• PROBLEM TO SOLVE: Only the lines holding the string "styles" are needed. Copy each one.

• DATA EXTRACT:
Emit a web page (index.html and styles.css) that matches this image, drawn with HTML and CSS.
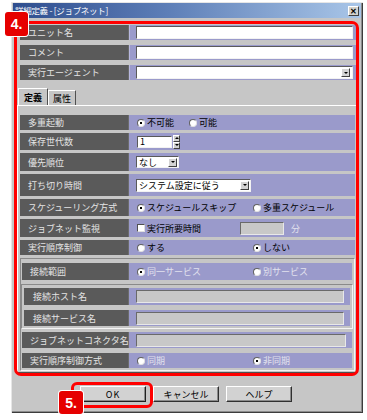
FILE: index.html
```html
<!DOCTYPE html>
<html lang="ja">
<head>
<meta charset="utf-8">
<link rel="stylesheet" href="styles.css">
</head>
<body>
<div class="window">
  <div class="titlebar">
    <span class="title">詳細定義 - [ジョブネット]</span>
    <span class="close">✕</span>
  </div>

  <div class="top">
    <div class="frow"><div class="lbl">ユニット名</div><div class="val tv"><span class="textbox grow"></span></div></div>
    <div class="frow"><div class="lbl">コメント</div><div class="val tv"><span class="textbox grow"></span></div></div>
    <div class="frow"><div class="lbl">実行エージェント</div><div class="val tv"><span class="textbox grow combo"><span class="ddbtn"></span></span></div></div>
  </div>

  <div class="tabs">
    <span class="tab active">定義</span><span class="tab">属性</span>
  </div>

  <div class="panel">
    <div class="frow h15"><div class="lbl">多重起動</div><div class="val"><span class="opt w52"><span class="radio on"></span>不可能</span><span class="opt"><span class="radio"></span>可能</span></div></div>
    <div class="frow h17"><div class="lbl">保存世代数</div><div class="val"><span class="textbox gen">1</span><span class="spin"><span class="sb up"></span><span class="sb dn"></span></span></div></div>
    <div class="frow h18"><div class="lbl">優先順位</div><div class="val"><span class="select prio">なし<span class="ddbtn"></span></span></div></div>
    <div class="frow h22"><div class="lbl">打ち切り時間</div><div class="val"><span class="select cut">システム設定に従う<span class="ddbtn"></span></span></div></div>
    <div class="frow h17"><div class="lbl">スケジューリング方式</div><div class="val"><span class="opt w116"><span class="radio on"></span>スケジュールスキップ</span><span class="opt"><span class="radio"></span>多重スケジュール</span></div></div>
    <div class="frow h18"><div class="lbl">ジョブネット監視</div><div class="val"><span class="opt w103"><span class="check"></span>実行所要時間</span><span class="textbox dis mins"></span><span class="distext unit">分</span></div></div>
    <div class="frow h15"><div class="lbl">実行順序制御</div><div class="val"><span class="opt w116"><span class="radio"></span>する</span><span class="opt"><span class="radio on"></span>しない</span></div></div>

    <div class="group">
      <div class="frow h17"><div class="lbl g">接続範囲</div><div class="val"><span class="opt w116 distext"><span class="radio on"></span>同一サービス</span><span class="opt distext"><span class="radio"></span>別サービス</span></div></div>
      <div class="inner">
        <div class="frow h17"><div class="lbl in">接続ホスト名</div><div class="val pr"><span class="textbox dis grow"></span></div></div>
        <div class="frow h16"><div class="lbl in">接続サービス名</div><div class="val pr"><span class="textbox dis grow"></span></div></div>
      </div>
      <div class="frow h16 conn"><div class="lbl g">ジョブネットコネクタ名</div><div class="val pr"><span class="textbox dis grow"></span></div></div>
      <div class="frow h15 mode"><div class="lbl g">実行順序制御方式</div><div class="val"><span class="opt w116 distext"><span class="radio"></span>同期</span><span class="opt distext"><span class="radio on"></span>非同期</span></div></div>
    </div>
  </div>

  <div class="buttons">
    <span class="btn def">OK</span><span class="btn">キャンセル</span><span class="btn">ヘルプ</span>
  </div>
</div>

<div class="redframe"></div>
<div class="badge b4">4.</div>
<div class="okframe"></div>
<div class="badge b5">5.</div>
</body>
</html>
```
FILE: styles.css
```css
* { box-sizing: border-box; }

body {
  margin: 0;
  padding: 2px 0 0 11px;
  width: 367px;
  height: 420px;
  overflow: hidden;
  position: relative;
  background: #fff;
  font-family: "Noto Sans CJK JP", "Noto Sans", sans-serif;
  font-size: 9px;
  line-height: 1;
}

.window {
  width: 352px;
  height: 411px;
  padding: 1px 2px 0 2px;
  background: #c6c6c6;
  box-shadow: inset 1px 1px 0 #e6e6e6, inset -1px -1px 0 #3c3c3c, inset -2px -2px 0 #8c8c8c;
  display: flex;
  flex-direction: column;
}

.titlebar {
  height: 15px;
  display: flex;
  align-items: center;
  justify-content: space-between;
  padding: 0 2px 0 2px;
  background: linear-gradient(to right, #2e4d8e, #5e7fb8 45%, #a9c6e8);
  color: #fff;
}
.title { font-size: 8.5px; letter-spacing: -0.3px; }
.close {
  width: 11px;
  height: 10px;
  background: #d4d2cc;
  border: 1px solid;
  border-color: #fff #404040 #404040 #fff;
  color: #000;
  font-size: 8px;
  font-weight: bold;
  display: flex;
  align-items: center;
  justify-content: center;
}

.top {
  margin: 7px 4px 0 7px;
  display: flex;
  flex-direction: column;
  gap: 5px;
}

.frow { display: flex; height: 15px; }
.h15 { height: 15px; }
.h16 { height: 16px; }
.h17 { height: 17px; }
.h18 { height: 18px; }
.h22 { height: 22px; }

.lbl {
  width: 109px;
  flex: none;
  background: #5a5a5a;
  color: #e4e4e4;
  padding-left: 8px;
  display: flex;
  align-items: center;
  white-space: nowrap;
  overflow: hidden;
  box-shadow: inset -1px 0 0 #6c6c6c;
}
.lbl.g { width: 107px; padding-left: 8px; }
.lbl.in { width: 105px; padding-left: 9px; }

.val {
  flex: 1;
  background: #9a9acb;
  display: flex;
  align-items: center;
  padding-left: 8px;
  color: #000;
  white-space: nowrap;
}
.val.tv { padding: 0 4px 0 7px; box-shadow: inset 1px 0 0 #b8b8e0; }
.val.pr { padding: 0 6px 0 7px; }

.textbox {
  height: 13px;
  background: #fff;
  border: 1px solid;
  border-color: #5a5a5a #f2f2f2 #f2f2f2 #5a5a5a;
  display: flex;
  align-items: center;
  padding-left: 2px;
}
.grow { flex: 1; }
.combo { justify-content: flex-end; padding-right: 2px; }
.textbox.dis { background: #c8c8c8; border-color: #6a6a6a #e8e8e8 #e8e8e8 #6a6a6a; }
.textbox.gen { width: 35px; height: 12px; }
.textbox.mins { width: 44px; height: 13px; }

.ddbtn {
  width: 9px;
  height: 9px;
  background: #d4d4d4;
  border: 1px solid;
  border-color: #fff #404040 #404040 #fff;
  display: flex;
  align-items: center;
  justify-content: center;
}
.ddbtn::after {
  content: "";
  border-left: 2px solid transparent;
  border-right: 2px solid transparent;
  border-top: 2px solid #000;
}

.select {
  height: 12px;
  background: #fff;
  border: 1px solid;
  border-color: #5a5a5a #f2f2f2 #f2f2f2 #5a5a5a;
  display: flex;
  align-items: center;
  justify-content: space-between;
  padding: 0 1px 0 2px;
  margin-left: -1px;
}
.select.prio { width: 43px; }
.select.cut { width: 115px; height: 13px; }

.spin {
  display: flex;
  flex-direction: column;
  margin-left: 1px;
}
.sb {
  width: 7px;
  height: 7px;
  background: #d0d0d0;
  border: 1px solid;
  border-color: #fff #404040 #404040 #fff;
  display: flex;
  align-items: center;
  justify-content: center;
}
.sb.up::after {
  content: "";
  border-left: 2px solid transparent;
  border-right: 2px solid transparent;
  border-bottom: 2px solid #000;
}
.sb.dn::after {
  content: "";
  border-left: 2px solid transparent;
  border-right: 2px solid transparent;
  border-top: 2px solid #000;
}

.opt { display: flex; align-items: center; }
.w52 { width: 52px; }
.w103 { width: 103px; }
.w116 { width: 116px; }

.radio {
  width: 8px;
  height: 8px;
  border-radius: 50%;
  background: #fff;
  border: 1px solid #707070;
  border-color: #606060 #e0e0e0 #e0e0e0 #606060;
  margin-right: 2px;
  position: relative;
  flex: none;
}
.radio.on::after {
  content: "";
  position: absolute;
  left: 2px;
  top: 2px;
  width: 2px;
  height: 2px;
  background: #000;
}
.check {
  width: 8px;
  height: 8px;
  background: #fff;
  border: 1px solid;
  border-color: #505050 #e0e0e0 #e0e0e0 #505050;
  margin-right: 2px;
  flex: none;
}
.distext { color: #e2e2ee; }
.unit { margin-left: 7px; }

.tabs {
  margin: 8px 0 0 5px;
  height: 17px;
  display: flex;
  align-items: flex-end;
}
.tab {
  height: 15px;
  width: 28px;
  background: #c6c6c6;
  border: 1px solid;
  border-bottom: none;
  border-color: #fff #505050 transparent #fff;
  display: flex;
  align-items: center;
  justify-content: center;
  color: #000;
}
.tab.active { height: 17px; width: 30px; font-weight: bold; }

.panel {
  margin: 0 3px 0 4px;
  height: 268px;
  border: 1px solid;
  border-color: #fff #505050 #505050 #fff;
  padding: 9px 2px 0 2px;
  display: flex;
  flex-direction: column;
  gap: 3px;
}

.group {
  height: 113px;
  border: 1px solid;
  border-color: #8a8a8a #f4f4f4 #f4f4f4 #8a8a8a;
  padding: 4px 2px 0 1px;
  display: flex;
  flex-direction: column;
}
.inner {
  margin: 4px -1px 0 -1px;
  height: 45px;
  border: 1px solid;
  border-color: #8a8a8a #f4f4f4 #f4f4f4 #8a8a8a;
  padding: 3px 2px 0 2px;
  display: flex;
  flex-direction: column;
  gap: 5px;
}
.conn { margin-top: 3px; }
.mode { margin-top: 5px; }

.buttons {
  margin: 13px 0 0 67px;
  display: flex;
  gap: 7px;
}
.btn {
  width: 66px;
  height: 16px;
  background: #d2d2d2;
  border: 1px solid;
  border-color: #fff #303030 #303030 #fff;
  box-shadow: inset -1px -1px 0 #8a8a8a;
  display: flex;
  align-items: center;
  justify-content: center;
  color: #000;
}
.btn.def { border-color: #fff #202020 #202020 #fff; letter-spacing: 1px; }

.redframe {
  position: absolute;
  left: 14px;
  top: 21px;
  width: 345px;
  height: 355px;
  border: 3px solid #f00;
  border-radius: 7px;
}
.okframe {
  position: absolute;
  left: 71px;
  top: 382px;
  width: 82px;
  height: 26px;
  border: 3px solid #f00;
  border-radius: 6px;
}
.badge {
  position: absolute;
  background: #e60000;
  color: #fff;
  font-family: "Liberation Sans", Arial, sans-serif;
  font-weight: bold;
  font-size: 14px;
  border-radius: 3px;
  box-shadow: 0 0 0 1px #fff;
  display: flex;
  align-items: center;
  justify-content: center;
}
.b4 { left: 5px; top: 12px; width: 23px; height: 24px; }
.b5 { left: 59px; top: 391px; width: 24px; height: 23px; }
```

• EXERCISE OUTPUT:
Emit a web page (index.html and styles.css) that matches this image, drawn with HTML and CSS.
<link rel="stylesheet" href="styles.css">
FILE: styles.css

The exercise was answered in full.